6. Operational Challenges and Technical Solutions
While the 20kW system is highly efficient, the Casablanca environment presented specific challenges regarding power stability and assist gas purity. High-power fiber lasers are sensitive to voltage fluctuations. The installation necessitated an industrial-grade UPS and voltage regulation system to ensure the 20kW source maintained a stable BPP (Beam Parameter Product).

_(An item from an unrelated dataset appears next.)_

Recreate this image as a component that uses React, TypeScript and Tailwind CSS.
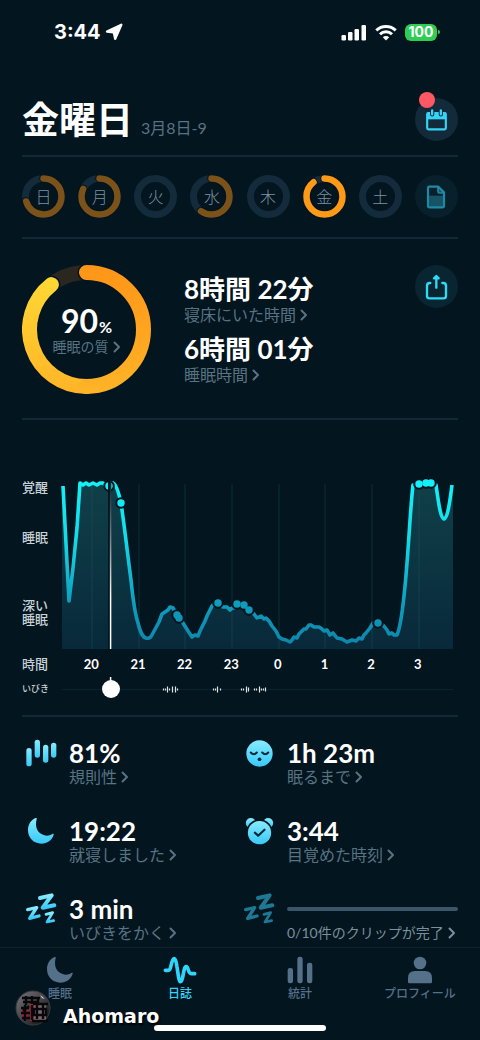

Furthermore, to maintain the speed advantages of the 20kW source, a high-flow liquid Nitrogen evaporation system was installed. At these power levels, any impurity in the assist gas can lead to “dross” or “burr” formation on the underside of the beam flange. By optimizing the nozzle geometry and maintaining gas purity at 99.999%, the system achieved “dross-free” cutting on 30mm S355JR steel profiles, a standard material for the regional bridge projects.
7. Conclusion
The integration of the 20kW Universal Profile Steel Laser System with an Infinite Rotation 3D Head represents the current zenith of heavy structural fabrication technology. In the specific context of Casablanca’s bridge engineering requirements, the system has demonstrated an unparalleled ability to combine high-volume throughput with the surgical precision required for modern infrastructure. The elimination of secondary processing, the compensation for material deviations, and the metallurgical superiority of the laser-cut edge confirm that this technology is the optimal solution for high-performance steel structure fabrication in the 21st century.
The data gathered from the field confirms that the synergy between high wattage and 5-axis kinematic freedom is no longer a luxury but a technical necessity for projects demanding the highest levels of structural integrity and logistical efficiency.